Il semble encore difficile de vivre les deux pleinement, que ce soit dans les communautés autochtones ou en ville. En renonçant à leur vie auprès des leurs, ces personnes se retrouvent dans un environnement certes parfois plus ouvert sur les différentes orientations sexuelles, mais parfois racistes.

Dans les communautés, c’est l’inverse, ce qui crée un vide immense dans leur besoin de sentiment d’appartenance et les pousse à faire un choix difficile. C’est une identité ou l’autre, mais pas les deux à la fois.

Un homme, de dos, qui porte un chapeau avec des pins aux couleurs autochtones.

L'organisme veut rassembler tous les bispirituels des 11 nations du Québec. (Photo d'archives.)

Photo : Getty Images / Jenny Evans

La feuille de route est précise : après avoir réfléchi à l’organisation de la structure, s’être enregistré comme OBNL et avoir cherché du financement, le cercle veut dresser une liste d’activités pour permettre aux membres de participer à de grands rendez-vous comme la Fierté à Montréal, se rencontrer, lancer des missions éducatives, donner des formations aux professeurs, au personnel soignant et surtout, briser l’isolement.

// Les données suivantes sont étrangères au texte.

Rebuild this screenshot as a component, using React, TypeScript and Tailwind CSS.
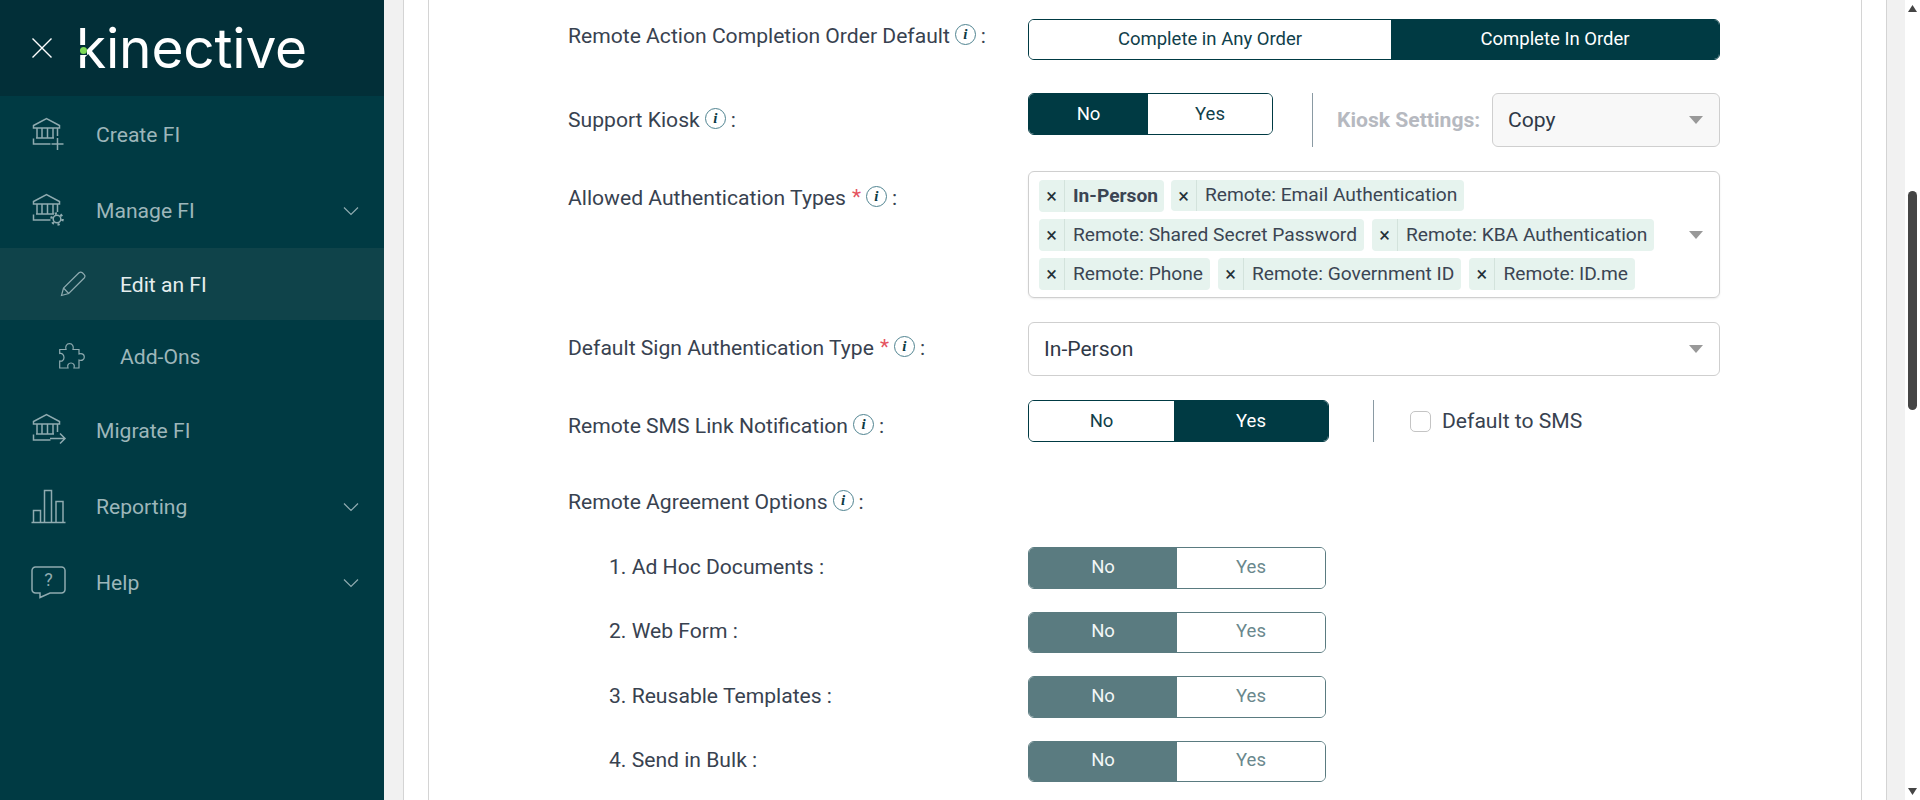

Politiquement, Diane Labelle explique que les représentants du groupe consulteront la population bispirituelle de la région et verront quelles actions politiques elle souhaite voir menées par le groupe.

Trois ans de financement

Diane Labelle explique aussi que le groupe réfléchit à un modèle de gouvernance alternatif et non hiérarchique, mais plus linéaire.

Cette année, le groupe a pu obtenir du financement du gouvernement fédéral grâce, notamment, au soutien de l’organisme montréalais Coalition des familles LGBT+. Il va bénéficier de 244 000 $ pour 2023, puis 100 000 $ les deux années suivantes.

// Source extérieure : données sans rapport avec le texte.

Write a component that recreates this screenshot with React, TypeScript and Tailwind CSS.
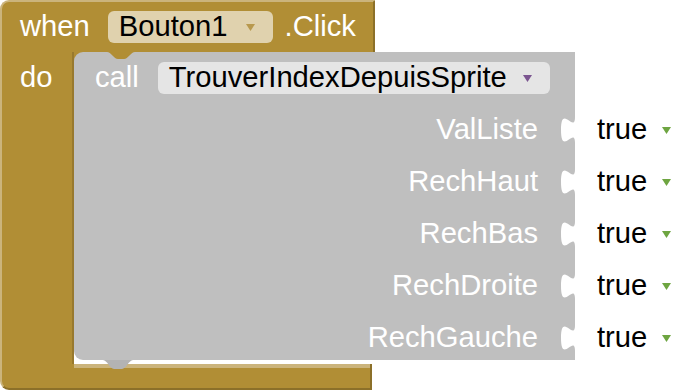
import React from "react";

const labels = ["ValListe", "RechHaut", "RechBas", "RechDroite", "RechGauche"];

function Arrow({ color }: { color: string }) {
  return (
    <svg width="9" height="7" viewBox="0 0 9 7" className="shrink-0">
      <path d="M0 0H9L4.5 7Z" fill={color} />
    </svg>
  );
}

function Socket() {
  // puzzle socket cut into the right edge of the call block
  return (
    <svg
      className="absolute right-0 top-[13px]"
      width="14"
      height="26"
      viewBox="-8 0 8 15"
      preserveAspectRatio="none"
    >
      <path d="M0 0 C0 10 -8 -8 -8 7.5 S0 5 0 15 Z" fill="#ffffff" />
    </svg>
  );
}

export default function App() {
  return (
    <div
      className="flex h-[390px] w-[700px] flex-col overflow-hidden bg-white text-[29.2px]"
      style={{ fontFamily: '"Liberation Sans", Arial, sans-serif' }}
    >
      {/* event header */}
      <div className="flex h-[52px] w-[375px] items-center rounded-tl-[9px] border-l-2 border-t-2 border-r-2 border-l-[#cbb47c] border-t-[#cbb47c] border-r-[#8c7029] bg-[#b18e35] pl-[18px] text-white">
        <span>when</span>
        <div className="ml-[18px] flex h-[32px] items-center gap-[18px] rounded-[6px] bg-[#e0d2ae] pl-[11px] pr-[18px] text-black">
          <span>Bouton1</span>
          <Arrow color="#b8994e" />
        </div>
        <span className="ml-[12px]">.Click</span>
      </div>

      {/* statement area */}
      <div className="flex h-[312px]">
        <div className="w-[74px] border-l-2 border-r-2 border-l-[#cbb47c] border-r-[#98792e] bg-[#b18e35] pl-[18px] pt-[4px] text-white">
          do
        </div>

        <div className="w-[501px] bg-[linear-gradient(to_bottom,#b18e35_50%,#ffffff_50%)]">
          <div className="relative h-[308px] rounded-l-[9px] bg-[#bfbfbf]">
            {/* notch from the event block */}
            <svg className="absolute left-[33px] top-0" width="28" height="7" viewBox="0 0 28 7">
              <path d="M0 0 C4 0 7 7 11 7 L17 7 C21 7 24 0 28 0 Z" fill="#b18e35" />
            </svg>
            {/* tab below */}
            <svg className="absolute left-[29px] top-[308px]" width="30" height="9" viewBox="0 0 30 9">
              <path d="M0 0 C4 0 7 9 11 9 L19 9 C23 9 26 0 30 0 Z" fill="#b3b3b3" />
            </svg>

            <div className="flex h-[52px] items-center pl-[21px]">
              <span className="text-white">call</span>
              <div className="ml-[19px] flex h-[32px] items-center gap-[16px] rounded-[6px] bg-[#e5e5e5] pl-[11px] pr-[18px] text-black">
                <span>TrouverIndexDepuisSprite</span>
                <Arrow color="#7b5590" />
              </div>
            </div>

            {labels.map((l) => (
              <div key={l} className="relative flex h-[52px] items-center justify-end pr-[37px] text-white">
                <span>{l}</span>
                <Socket />
              </div>
            ))}
          </div>
        </div>

        <div className="flex flex-col pt-[52px]">
          {labels.map((l) => (
            <div key={l} className="flex h-[52px] items-center gap-[15px] pl-[22px] text-black">
              <span>true</span>
              <Arrow color="#6ea541" />
            </div>
          ))}
        </div>
      </div>

      {/* bottom of the event block */}
      <div className="flex h-[26px] w-[372px] flex-col rounded-bl-[9px] border-b-2 border-l-2 border-r-2 border-b-[#8c7029] border-l-[#cbb47c] border-r-[#8c7029] bg-[#b18e35]">
        <div className="ml-[72px] h-[4px] bg-[#cbb47c]" />
      </div>
    </div>
  );
}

Insuffisant, assure Mme Labelle, bien consciente que la tâche pourra parfois être ardue.

Mais la militante compte bien sur la jeune génération qu'elle trouve plus réceptive aux questions de genre et qui a développé certains réflexes d'ouverture qui n'existaient pas à son époque.

À terme, elle prévoit se mettre en retrait de l'organisme lorsque celui-ci aura atteint son rythme de croisière.